• [Task goal]:
Print each line of the listing once more, precisely as given.

[Records from a data collection]
———

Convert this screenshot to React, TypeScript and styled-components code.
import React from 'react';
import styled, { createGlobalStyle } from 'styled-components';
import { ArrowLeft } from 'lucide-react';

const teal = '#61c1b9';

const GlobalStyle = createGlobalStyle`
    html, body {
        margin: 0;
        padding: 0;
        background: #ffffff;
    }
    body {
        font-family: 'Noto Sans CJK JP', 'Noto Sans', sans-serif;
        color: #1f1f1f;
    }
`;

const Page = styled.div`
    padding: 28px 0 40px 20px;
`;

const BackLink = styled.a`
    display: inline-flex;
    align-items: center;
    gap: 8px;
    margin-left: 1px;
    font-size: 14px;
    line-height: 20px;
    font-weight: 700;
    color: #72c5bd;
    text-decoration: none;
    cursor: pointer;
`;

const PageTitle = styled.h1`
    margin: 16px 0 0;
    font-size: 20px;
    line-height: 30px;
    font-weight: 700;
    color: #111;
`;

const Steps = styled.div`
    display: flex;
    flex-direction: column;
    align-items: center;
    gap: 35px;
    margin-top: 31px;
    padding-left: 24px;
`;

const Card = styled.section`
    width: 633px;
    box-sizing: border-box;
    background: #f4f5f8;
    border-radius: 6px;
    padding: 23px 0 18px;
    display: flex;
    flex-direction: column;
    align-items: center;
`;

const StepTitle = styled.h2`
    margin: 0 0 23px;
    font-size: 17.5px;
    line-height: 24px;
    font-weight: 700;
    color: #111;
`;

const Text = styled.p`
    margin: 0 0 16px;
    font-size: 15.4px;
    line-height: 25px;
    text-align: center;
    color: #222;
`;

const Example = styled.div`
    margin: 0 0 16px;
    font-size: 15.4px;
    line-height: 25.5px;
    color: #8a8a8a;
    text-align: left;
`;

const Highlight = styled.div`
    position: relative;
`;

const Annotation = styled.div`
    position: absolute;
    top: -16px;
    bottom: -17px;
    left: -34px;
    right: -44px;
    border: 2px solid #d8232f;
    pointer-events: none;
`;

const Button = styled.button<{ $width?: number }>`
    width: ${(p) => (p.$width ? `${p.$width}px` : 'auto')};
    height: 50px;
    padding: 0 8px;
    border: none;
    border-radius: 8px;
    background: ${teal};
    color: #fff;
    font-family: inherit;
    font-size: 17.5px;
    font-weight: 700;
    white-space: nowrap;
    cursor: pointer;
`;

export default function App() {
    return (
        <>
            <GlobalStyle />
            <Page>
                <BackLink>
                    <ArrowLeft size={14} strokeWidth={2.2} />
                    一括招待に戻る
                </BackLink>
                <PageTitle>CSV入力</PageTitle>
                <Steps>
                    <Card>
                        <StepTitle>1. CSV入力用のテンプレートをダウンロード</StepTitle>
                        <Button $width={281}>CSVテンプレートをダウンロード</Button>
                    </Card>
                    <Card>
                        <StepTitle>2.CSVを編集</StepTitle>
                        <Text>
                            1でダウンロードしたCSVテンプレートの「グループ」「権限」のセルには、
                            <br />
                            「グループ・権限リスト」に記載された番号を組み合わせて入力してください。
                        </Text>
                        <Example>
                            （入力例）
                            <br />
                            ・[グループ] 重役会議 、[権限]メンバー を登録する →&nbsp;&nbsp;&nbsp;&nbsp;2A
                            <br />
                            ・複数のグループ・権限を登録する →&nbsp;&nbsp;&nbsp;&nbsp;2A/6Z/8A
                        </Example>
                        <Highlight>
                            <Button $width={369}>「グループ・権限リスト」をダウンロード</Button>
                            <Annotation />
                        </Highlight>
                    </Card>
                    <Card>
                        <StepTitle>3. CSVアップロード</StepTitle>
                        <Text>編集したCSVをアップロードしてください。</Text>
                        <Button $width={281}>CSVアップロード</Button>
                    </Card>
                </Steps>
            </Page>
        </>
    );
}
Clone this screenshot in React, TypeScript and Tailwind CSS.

———

• [Result for this exercise]:
Convert this screenshot to React, TypeScript and styled-components code.
import React from 'react';
import styled, { createGlobalStyle } from 'styled-components';
import { ArrowLeft } from 'lucide-react';

const teal = '#61c1b9';

const GlobalStyle = createGlobalStyle`
    html, body {
        margin: 0;
        padding: 0;
        background: #ffffff;
    }
    body {
        font-family: 'Noto Sans CJK JP', 'Noto Sans', sans-serif;
        color: #1f1f1f;
    }
`;

const Page = styled.div`
    padding: 28px 0 40px 20px;
`;

const BackLink = styled.a`
    display: inline-flex;
    align-items: center;
    gap: 8px;
    margin-left: 1px;
    font-size: 14px;
    line-height: 20px;
    font-weight: 700;
    color: #72c5bd;
    text-decoration: none;
    cursor: pointer;
`;

const PageTitle = styled.h1`
    margin: 16px 0 0;
    font-size: 20px;
    line-height: 30px;
    font-weight: 700;
    color: #111;
`;

const Steps = styled.div`
    display: flex;
    flex-direction: column;
    align-items: center;
    gap: 35px;
    margin-top: 31px;
    padding-left: 24px;
`;

const Card = styled.section`
    width: 633px;
    box-sizing: border-box;
    background: #f4f5f8;
    border-radius: 6px;
    padding: 23px 0 18px;
    display: flex;
    flex-direction: column;
    align-items: center;
`;

const StepTitle = styled.h2`
    margin: 0 0 23px;
    font-size: 17.5px;
    line-height: 24px;
    font-weight: 700;
    color: #111;
`;

const Text = styled.p`
    margin: 0 0 16px;
    font-size: 15.4px;
    line-height: 25px;
    text-align: center;
    color: #222;
`;

const Example = styled.div`
    margin: 0 0 16px;
    font-size: 15.4px;
    line-height: 25.5px;
    color: #8a8a8a;
    text-align: left;
`;

const Highlight = styled.div`
    position: relative;
`;

const Annotation = styled.div`
    position: absolute;
    top: -16px;
    bottom: -17px;
    left: -34px;
    right: -44px;
    border: 2px solid #d8232f;
    pointer-events: none;
`;

const Button = styled.button<{ $width?: number }>`
    width: ${(p) => (p.$width ? `${p.$width}px` : 'auto')};
    height: 50px;
    padding: 0 8px;
    border: none;
    border-radius: 8px;
    background: ${teal};
    color: #fff;
    font-family: inherit;
    font-size: 17.5px;
    font-weight: 700;
    white-space: nowrap;
    cursor: pointer;
`;

export default function App() {
    return (
        <>
            <GlobalStyle />
            <Page>
                <BackLink>
                    <ArrowLeft size={14} strokeWidth={2.2} />
                    一括招待に戻る
                </BackLink>
                <PageTitle>CSV入力</PageTitle>
                <Steps>
                    <Card>
                        <StepTitle>1. CSV入力用のテンプレートをダウンロード</StepTitle>
                        <Button $width={281}>CSVテンプレートをダウンロード</Button>
                    </Card>
                    <Card>
                        <StepTitle>2.CSVを編集</StepTitle>
                        <Text>
                            1でダウンロードしたCSVテンプレートの「グループ」「権限」のセルには、
                            <br />
                            「グループ・権限リスト」に記載された番号を組み合わせて入力してください。
                        </Text>
                        <Example>
                            （入力例）
                            <br />
                            ・[グループ] 重役会議 、[権限]メンバー を登録する →&nbsp;&nbsp;&nbsp;&nbsp;2A
                            <br />
                            ・複数のグループ・権限を登録する →&nbsp;&nbsp;&nbsp;&nbsp;2A/6Z/8A
                        </Example>
                        <Highlight>
                            <Button $width={369}>「グループ・権限リスト」をダウンロード</Button>
                            <Annotation />
                        </Highlight>
                    </Card>
                    <Card>
                        <StepTitle>3. CSVアップロード</StepTitle>
                        <Text>編集したCSVをアップロードしてください。</Text>
                        <Button $width={281}>CSVアップロード</Button>
                    </Card>
                </Steps>
            </Page>
        </>
    );
}
Clone this screenshot in React, TypeScript and Tailwind CSS.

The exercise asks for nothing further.